Mulia melakukan berbagai kiprahnya tersebut di atas sebagai panggilannya untuk menerangi umat gereja dan rakyat Indonesia. Hati dan akal budi kita perlu diterangi. Apa yang masih keruh dan belum gamblang perlu diterangkan. Apa yang masih kelam dan belum jelas perlu diterangi. Kita punya tugas untuk menerangi dan menerangkan. Kristus berkata, “Kalian adalah terang dunia … terangmu harus bersinar di hadapan orang, supaya mereka melihat perbuatan-perbuatanmu yang baik, lalu memuji Bapamu di surga” (Mat. 5:14-16, BIMK). Mulia telah menerangi dan menerangkan. Itulah sumbangsihnya bagi gereja dan bangsa Indonesia.
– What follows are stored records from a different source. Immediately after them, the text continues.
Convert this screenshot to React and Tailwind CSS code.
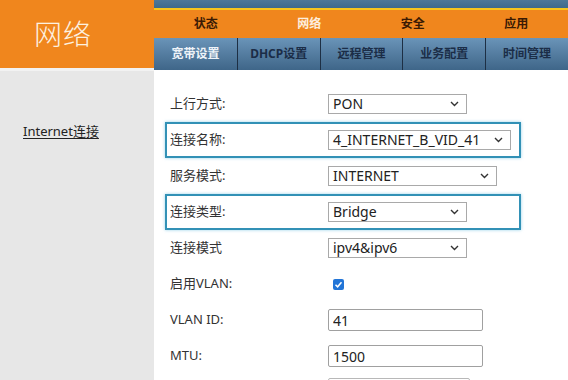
import { useState } from "react";

const topTabs = ["状态", "网络", "安全", "应用"];
const subTabs = ["宽带设置", "DHCP设置", "远程管理", "业务配置", "时间管理"];

function Chevron() {
  return (
    <svg width="9" height="6" viewBox="0 0 9 6" className="shrink-0">
      <path d="M1 1 L4.5 4.5 L8 1" fill="none" stroke="#333" strokeWidth="1.4" />
    </svg>
  );
}

function FakeSelect({ value, width }) {
  return (
    <div
      className="h-[20px] border border-[#a9a9a9] bg-white flex items-center justify-between pl-[4px] pr-[7px] text-[14px] text-[#222] leading-none"
      style={{ width }}
    >
      <span>{value}</span>
      <Chevron />
    </div>
  );
}

function Row({ label, highlight, children }) {
  return (
    <div
      className={
        "h-[36px] shrink-0 w-[356px] flex items-center pl-[3px] border-2 " +
        (highlight ? "border-[#3291b6] shadow-[0_0_3px_rgba(80,180,220,0.6)]" : "border-transparent")
      }
    >
      <div className="w-[158px] text-[13px] text-[#333]">{label}</div>
      {children}
    </div>
  );
}

export default function App() {
  const [vlan, setVlan] = useState(true);

  return (
    <div
      className="w-[568px] h-[380px] overflow-hidden flex bg-white"
      style={{ fontFamily: '"Noto Sans", "Noto Sans CJK SC", sans-serif' }}
    >
      {/* left column */}
      <div className="w-[154px] shrink-0 flex flex-col bg-[#e7e7e7]">
        <div className="h-[68px] shrink-0 bg-[#f0861d] flex items-center pl-[34px]">
          <span className="text-[28px] font-light text-[#fdf1e0] tracking-[1px]">网络</span>
        </div>
        <div className="h-[3px] shrink-0 bg-[#f2f2f2]" />
        <div className="pt-[47px] pl-[23px]">
          <a className="text-[13px] text-[#222] underline underline-offset-2">Internet连接</a>
        </div>
      </div>

      {/* right column */}
      <div className="flex-1 flex flex-col">
        <div className="h-[8px] shrink-0 bg-gradient-to-b from-[#4d7898] to-[#3e6a8b]" />
        <div className="h-[2px] shrink-0 bg-[#f7c51c]" />
        <div className="h-[28px] shrink-0 bg-[#f0861d] grid grid-cols-4">
          {topTabs.map((t) => (
            <div
              key={t}
              className={
                "flex items-center justify-center text-[12px] font-bold " +
                (t === "网络" ? "text-[#fdeedd]" : "text-[#3a1a04]")
              }
            >
              {t}
            </div>
          ))}
        </div>
        <div className="h-[32px] shrink-0 grid grid-cols-5 bg-gradient-to-b from-[#6a94b8] to-[#3f6689]">
          {subTabs.map((t, i) => (
            <div
              key={t}
              className={
                "flex items-center justify-center text-[12px] font-bold " +
                (i > 0 ? "border-l border-[#1d2f44] " : "") +
                (i === 0 ? "text-[#eef3f8]" : "text-[#1b2d47]")
              }
            >
              {t}
            </div>
          ))}
        </div>

        <div className="flex flex-col pt-[16px] pl-[11px]">
          <Row label="上行方式:">
            <FakeSelect value="PON" width={139} />
          </Row>
          <Row label="连接名称:" highlight>
            <FakeSelect value="4_INTERNET_B_VID_41" width={183} />
          </Row>
          <Row label="服务模式:">
            <FakeSelect value="INTERNET" width={169} />
          </Row>
          <Row label="连接类型:" highlight>
            <FakeSelect value="Bridge" width={139} />
          </Row>
          <Row label="连接模式">
            <FakeSelect value="ipv4&ipv6" width={139} />
          </Row>
          <Row label="启用VLAN:">
            <button
              onClick={() => setVlan(!vlan)}
              className={
                "ml-[5px] w-[11px] h-[11px] rounded-[2px] flex items-center justify-center " +
                (vlan ? "bg-[#2275d7]" : "bg-white border border-[#888]")
              }
            >
              {vlan && (
                <svg width="9" height="9" viewBox="0 0 9 9">
                  <path d="M1.5 4.8 L3.6 6.8 L7.5 2.2" fill="none" stroke="white" strokeWidth="1.5" />
                </svg>
              )}
            </button>
          </Row>
          <Row label="VLAN ID:">
            <input
              defaultValue="41"
              className="w-[155px] h-[22px] border-[1.5px] border-[#a0a0a0] rounded-[2px] px-[4px] text-[14px] text-[#222] outline-none"
            />
          </Row>
          <Row label="MTU:">
            <input
              defaultValue="1500"
              className="w-[155px] h-[22px] border-[1.5px] border-[#a0a0a0] rounded-[2px] px-[4px] text-[14px] text-[#222] outline-none"
            />
          </Row>
          <Row label="">
            <div className="w-[142px] h-[22px] border-[1.5px] border-[#b8b8b8] rounded-[2px] self-start mt-[2px]" />
          </Row>
        </div>
      </div>
    </div>
  );
}
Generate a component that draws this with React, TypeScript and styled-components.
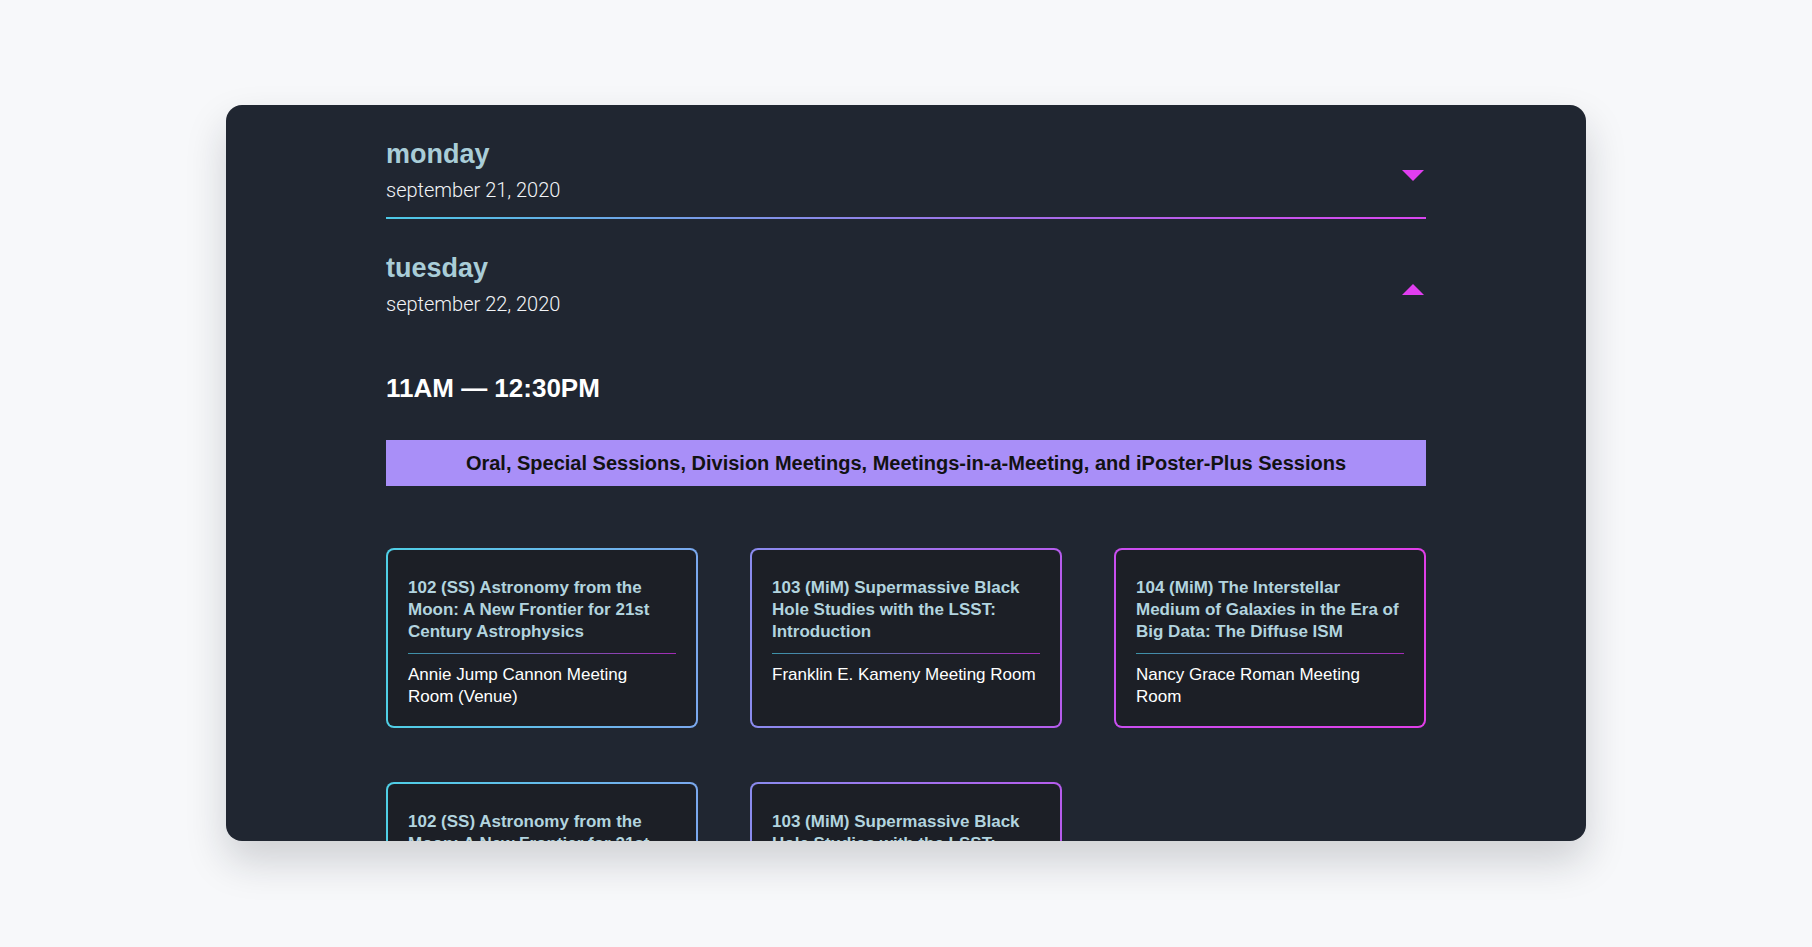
import React from "react";
import styled, { createGlobalStyle } from "styled-components";

const Global = createGlobalStyle`
  body { margin: 0; background: #f7f8fa; font-family: "Liberation Sans", Arial, sans-serif; }
`;

const Page = styled.div`
  padding: 105px 226px 0;
  height: 947px;
  box-sizing: border-box;
`;

const Panel = styled.div`
  background: #202631;
  border-radius: 16px;
  height: 736px;
  overflow: hidden;
  box-shadow: 0 20px 40px rgba(20, 25, 40, 0.18);
  padding: 0 160px;
`;

const DayRow = styled.div<{ divider?: boolean }>`
  display: flex;
  align-items: center;
  justify-content: space-between;
  padding: 34px 0 15px;
  border-bottom: 2px solid transparent;
  ${({ divider }) =>
    divider &&
    `border-image: linear-gradient(90deg, #4cc9e6, #a26ee8 60%, #d946ef) 1;`}
`;

const DayName = styled.div`
  font-family: "Liberation Sans", Arial, sans-serif;
  font-weight: 700;
  font-size: 27px;
  color: #a9cdd8;
`;

const DayDate = styled.div`
  font-family: Roboto, sans-serif;
  font-weight: 300;
  font-size: 20px;
  color: #f2f4f7;
  margin-top: 8px;
`;

const Caret = styled.div<{ up?: boolean }>`
  width: 0;
  height: 0;
  border-left: 11px solid transparent;
  border-right: 11px solid transparent;
  ${({ up }) =>
    up ? "border-bottom: 11px solid #e13ef0;" : "border-top: 11px solid #e13ef0;"}
  margin-right: 2px;
  margin-top: 10px;
`;

const TimeHeading = styled.h2`
  margin: 40px 0 36px;
  font-size: 26px;
  font-weight: 700;
  color: #fff;
`;

const Banner = styled.div`
  background: #a98ff8;
  height: 46px;
  display: flex;
  align-items: center;
  justify-content: center;
  font-size: 20px;
  font-weight: 700;
  color: #121212;
`;

const Grid = styled.div`
  display: grid;
  grid-template-columns: repeat(3, 312px);
  justify-content: space-between;
  row-gap: 54px;
  margin-top: 62px;
`;

const Card = styled.div<{ from: string; to: string }>`
  height: 180px;
  box-sizing: border-box;
  border: 2px solid transparent;
  border-radius: 8px;
  background: linear-gradient(#1c1f26, #1c1f26) padding-box,
    linear-gradient(90deg, ${({ from }) => from}, ${({ to }) => to}) border-box;
  padding: 27px 20px;
`;

const CardTitle = styled.div`
  font-size: 17px;
  font-weight: 700;
  line-height: 22px;
  color: #b2d4df;
  padding-bottom: 10px;
  border-bottom: 1px solid transparent;
  border-image: linear-gradient(90deg, #3c93a8, #a22bb5) 1;
`;

const CardRoom = styled.div`
  font-size: 17px;
  line-height: 22px;
  color: #fff;
  margin-top: 10px;
`;

const sessions = [
  { t: "102 (SS) Astronomy from the Moon: A New Frontier for 21st Century Astrophysics", r: "Annie Jump Cannon Meeting Room (Venue)", from: "#4fcfe6", to: "#7aa8ee" },
  { t: "103 (MiM) Supermassive Black Hole Studies with the LSST: Introduction", r: "Franklin E. Kameny Meeting Room", from: "#8a8bee", to: "#b65ced" },
  { t: "104 (MiM) The Interstellar Medium of Galaxies in the Era of Big Data: The Diffuse ISM", r: "Nancy Grace Roman Meeting Room", from: "#c94ef0", to: "#e03ee8" },
];

export default function App() {
  const cards = [...sessions, sessions[0], sessions[1]];
  return (
    <Page>
      <Global />
      <Panel>
        <DayRow divider>
          <div>
            <DayName>monday</DayName>
            <DayDate>september 21, 2020</DayDate>
          </div>
          <Caret />
        </DayRow>
        <DayRow>
          <div>
            <DayName>tuesday</DayName>
            <DayDate>september 22, 2020</DayDate>
          </div>
          <Caret up />
        </DayRow>
        <TimeHeading>11AM — 12:30PM</TimeHeading>
        <Banner>Oral, Special Sessions, Division Meetings, Meetings-in-a-Meeting, and iPoster-Plus Sessions</Banner>
        <Grid>
          {cards.map((s, i) => (
            <Card key={i} from={s.from} to={s.to}>
              <CardTitle>{s.t}</CardTitle>
              <CardRoom>{s.r}</CardRoom>
            </Card>
          ))}
        </Grid>
      </Panel>
    </Page>
  );
}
Bangsa Indonesia bangga dan sangat berterimakasih bagi Todung Sutan Gunung Mulia, karena setiap jejak karyanya sangat memberkati bangsa ini. Tidak hanya menjadi seorang nasionalis namun berakar sebagai seorang Kristen bermutu dan berdampak oleh iman dan karya-karyanya. Todung Sutan Gunung Mulia wafat di Amsterdam 11 November 1966. Tujuh puluh tahun dalam anugerahNya menjadi saksi di tengah-tengah dunia. Dari Kristus terang itu datang, kepada Kristus terang itu pulang.